Kerry Tressler, a Coca-Cola spokeswoman, said the media relations department came to work Monday morning to the flood of media requests. "It has been quite a day," she said. She added with amusement that many of the media requests seemed to assume that the formula had been revealed and were waiting for a capitulation from the company or a confirmation of the "real" formula.

"Our formulation is our company’s most valued trade secret, and we will not be coming forward with that formula," Tressler said with a laugh. She said that there is always media interest in Coca-Cola -- "It’s one of the world's most valuable trademarks. People are very interested in that" -- but that this latest flare-up was completely unexpected. (We haven't been able to get through to "This American Life" for a comment, and there were problems with the website throughout the day Tuesday, leading to further speculation that it crashed because of all the interest.)

As the radio program tried to recreate Coca-Cola for audiences, a historian for the soft-drink giant put it to a taste test and confirmed that it was not, in fact, "the real thing," Tressler said. That didn't seem to stop the media from going into overdrive about whether the secret was out. There was such a flurry of interest that it all led to a second wave -- stories about all the stories. Yes, I plead guilty.

Tressler said that from her point of view, the interest couldn't have come at a better time: "This is our 125th anniversary. So it’s an exciting time for our company."

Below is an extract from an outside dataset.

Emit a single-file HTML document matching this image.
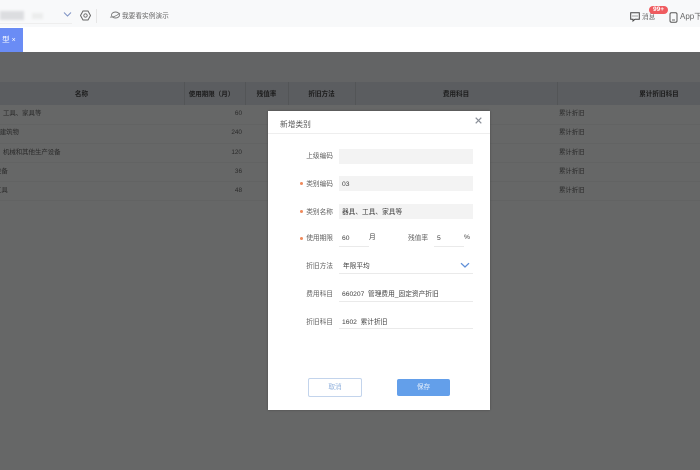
<!DOCTYPE html>
<html lang="zh">
<head>
<meta charset="utf-8">
<style>
html,body{margin:0;padding:0;width:700px;height:470px;overflow:hidden;background:#fff}
body{position:relative;font-family:"Liberation Sans","Noto Sans CJK SC",sans-serif;font-size:6.7px;color:#555;filter:blur(.3px)}
.a{position:absolute;white-space:nowrap}
#top{left:0;top:0;width:700px;height:27px;background:#f8f9fa}
#tab{left:0;top:28px;width:23px;height:24px;background:#6a8cf5;color:#fff;line-height:24px;font-size:7.5px}
#mask{left:0;top:52px;width:700px;height:418px;background:#666767}
#thead{left:0;top:82px;width:700px;height:23px;background:#5b5d60}
.th{top:83px;height:23px;line-height:23px;color:#1c1c1c;font-size:6.6px;text-align:center;font-weight:bold}
.vl{top:82px;width:1px;height:23px;background:#535557}
.td{color:#2a2a2a;font-size:6.4px;line-height:10px}
.hl{left:0;width:700px;height:1px;background:#626363}
#dlg{left:268px;top:111px;width:222px;height:299px;background:#fff;box-shadow:0 0 2px rgba(0,0,0,.3)}
#dlg .a{color:#555}
.lb{width:65px;text-align:right;left:0;font-size:6.7px;line-height:12px;color:#5f5f5f!important}
.st{width:3px;height:3px;border-radius:50%;background:#ef8a5c!important;left:32px}
.inp{left:71px;width:134px;height:15px;background:#f3f3f3}
.val{font-size:6.7px;line-height:12px;color:#3e3e3e!important}
.ul{height:1px;background:#eaeaea}
</style>
</head>
<body>
<div class="a" id="top"></div>
<div class="a" style="left:0;top:11px;width:24px;height:9px;background:#dcdde0;filter:blur(1.2px)"></div>
<div class="a" style="left:32px;top:13px;width:11px;height:6px;background:#eceded;filter:blur(1px)"></div>
<div class="a" style="left:0;top:23px;width:72px;height:1px;background:#eeeeee"></div>
<svg class="a" style="left:63px;top:11px" width="9" height="7" viewBox="0 0 9 7"><path d="M1 1.500 4.500 5 8 1.500" fill="none" stroke="#7f93c4" stroke-width="1"/></svg>
<svg class="a" style="left:80px;top:10px" width="11" height="11" viewBox="0 0 11 11"><path d="M3 1h5l2.500 4.500L8 10H3L.5 5.500z" fill="none" stroke="#666" stroke-width="1"/><circle cx="5.500" cy="5.500" r="1.700" fill="none" stroke="#666" stroke-width=".9"/></svg>
<div class="a" style="left:96px;top:9px;width:1px;height:14px;background:#e6e6e6"></div>
<svg class="a" style="left:109px;top:11px" width="12" height="9" viewBox="0 0 12 9"><ellipse cx="6.500" cy="4" rx="4" ry="3" fill="none" stroke="#777" stroke-width=".9"/><path d="M1 6c2 .5 6-.5 10-4" fill="none" stroke="#777" stroke-width=".8"/></svg>
<div class="a" style="left:122px;top:12px;font-size:6.7px;line-height:10px;color:#666">我要看实例演示</div>

<svg class="a" style="left:630px;top:12px" width="10" height="10" viewBox="0 0 10 10"><path d="M.7.700h8.600v6.600H5L3 9V7.300H.7z" fill="none" stroke="#444" stroke-width="1"/><path d="M2.500 4h1M4.500 4h1M6.500 4h1" stroke="#444" stroke-width=".9"/></svg>
<div class="a" style="left:642px;top:13px;font-size:6.7px;line-height:10px;color:#666">消息</div>
<div class="a" style="left:649px;top:6px;width:19px;height:8px;border-radius:4px;background:#ef5b5f;color:#fff;font-size:6.500px;line-height:8px;text-align:center;font-weight:bold">99+</div>
<svg class="a" style="left:669px;top:12px" width="9" height="11" viewBox="0 0 9 11"><rect x="1" y=".7" width="7" height="9.600" rx="1.500" fill="none" stroke="#555" stroke-width="1"/><path d="M3 8h3" stroke="#555" stroke-width=".9"/></svg>
<div class="a" style="left:680px;top:12px;font-size:8px;line-height:10px;color:#666">App下载</div>

<div class="a" id="tab">&nbsp;型 <span style="font-size:7px">×</span></div>

<div class="a" id="mask"></div>
<div class="a" style="left:0;top:52px;width:700px;height:30px;background:#636465"></div>
<div class="a" id="thead"></div>
<div class="a th" style="left:0;width:163px">名称</div>
<div class="a th" style="left:181px;width:61px;font-size:6.500px">使用期限（月）</div>
<div class="a th" style="left:245px;width:43px">残值率</div>
<div class="a th" style="left:288px;width:67px">折旧方法</div>
<div class="a th" style="left:355px;width:202px">费用科目</div>
<div class="a th" style="left:588px;width:142px">累计折旧科目</div>
<div class="a vl" style="left:184px"></div>
<div class="a vl" style="left:245px"></div>
<div class="a vl" style="left:288px"></div>
<div class="a vl" style="left:355px"></div>
<div class="a vl" style="left:557px"></div>

<div class="a hl" style="top:124px"></div>
<div class="a hl" style="top:143px"></div>
<div class="a hl" style="top:162px"></div>
<div class="a hl" style="top:181px"></div>
<div class="a hl" style="top:200px"></div>

<div class="a td" style="left:3px;top:109px">工具、家具等</div>
<div class="a td" style="left:-13px;top:128px">房屋建筑物</div>
<div class="a td" style="left:3px;top:148px">机械和其他生产设备</div>
<div class="a td" style="left:-5px;top:167px">设备</div>
<div class="a td" style="left:-5px;top:186px">工具</div>

<div class="a td" style="left:212px;width:30px;text-align:right;top:109px">60</div>
<div class="a td" style="left:212px;width:30px;text-align:right;top:128px">240</div>
<div class="a td" style="left:212px;width:30px;text-align:right;top:148px">120</div>
<div class="a td" style="left:212px;width:30px;text-align:right;top:167px">36</div>
<div class="a td" style="left:212px;width:30px;text-align:right;top:186px">48</div>

<div class="a td" style="left:559px;top:109px">累计折旧</div>
<div class="a td" style="left:559px;top:128px">累计折旧</div>
<div class="a td" style="left:559px;top:148px">累计折旧</div>
<div class="a td" style="left:559px;top:167px">累计折旧</div>
<div class="a td" style="left:559px;top:186px">累计折旧</div>

<div class="a" id="dlg">
  <div class="a" style="left:12px;top:8px;font-size:7.700px;line-height:12px">新增类别</div>
  <div class="a" style="left:0;top:22px;width:222px;height:1px;background:#eeeeee"></div>
  <svg class="a" style="left:207px;top:6px" width="7" height="7" viewBox="0 0 7 7"><path d="M.7.700l5.600 5.600M6.300.700.7 6.300" stroke="#8a8f98" stroke-width="1.200"/></svg>

  <div class="a lb" style="top:40px">上级编码</div>
  <div class="a inp" style="top:38px"></div>

  <div class="a st" style="top:71px"></div>
  <div class="a lb" style="top:68px">类别编码</div>
  <div class="a inp" style="top:65px"></div>
  <div class="a val" style="left:74px;top:68px">03</div>

  <div class="a st" style="top:99px"></div>
  <div class="a lb" style="top:96px">类别名称</div>
  <div class="a inp" style="top:93px"></div>
  <div class="a val" style="left:74px;top:96px">器具、工具、家具等</div>

  <div class="a st" style="top:126px"></div>
  <div class="a lb" style="top:122px">使用期限</div>
  <div class="a val" style="left:74px;top:122px">60</div>
  <div class="a ul" style="left:71px;top:135px;width:30px"></div>
  <div class="a val" style="left:101px;top:121px">月</div>
  <div class="a lb" style="left:140px;width:auto;top:122px">残值率</div>
  <div class="a val" style="left:169px;top:122px">5</div>
  <div class="a ul" style="left:166px;top:135px;width:30px"></div>
  <div class="a val" style="left:196px;top:121px">%</div>

  <div class="a lb" style="top:150px">折旧方法</div>
  <div class="a val" style="left:75px;top:150px">年限平均</div>
  <svg class="a" style="left:192px;top:151px" width="10" height="7" viewBox="0 0 10 7"><path d="M1 1.200 5 5l4-3.800" fill="none" stroke="#5f8fd8" stroke-width="1.300"/></svg>
  <div class="a ul" style="left:71px;top:162px;width:134px"></div>

  <div class="a lb" style="top:178px">费用科目</div>
  <div class="a val" style="left:74px;top:178px">660207&nbsp;&nbsp;管理费用_固定资产折旧</div>
  <div class="a ul" style="left:71px;top:190px;width:134px"></div>

  <div class="a lb" style="top:206px">折旧科目</div>
  <div class="a val" style="left:74px;top:206px">1602&nbsp;&nbsp;累计折旧</div>
  <div class="a ul" style="left:71px;top:217px;width:134px"></div>

  <div class="a" style="left:40px;top:267px;width:52px;height:17px;border:1px solid #c3d4ec;border-radius:2px;text-align:center;line-height:18px;font-size:6.7px;color:#8fb0dc">取消</div>
  <div class="a" style="left:129px;top:268px;width:53px;height:17px;background:#639fea;border-radius:2px;text-align:center;line-height:18px;font-size:6.7px;color:#e8f1fc">保存</div>
</div>
</body>
</html>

She did confirm the legend of the formula -- that it actually exists on paper, secure in a bank vault. As to rumors that only two people at the company know the formula at any given time? Well, that might be exaggerated. "We cannot confirm the number of people who are familiar with the formulation, but it is only a small handful," she said.

-- Rene Lynch
Twitter / renelynch

Photo: George Frey / Bloomberg News

 
Comments () | Archives (4)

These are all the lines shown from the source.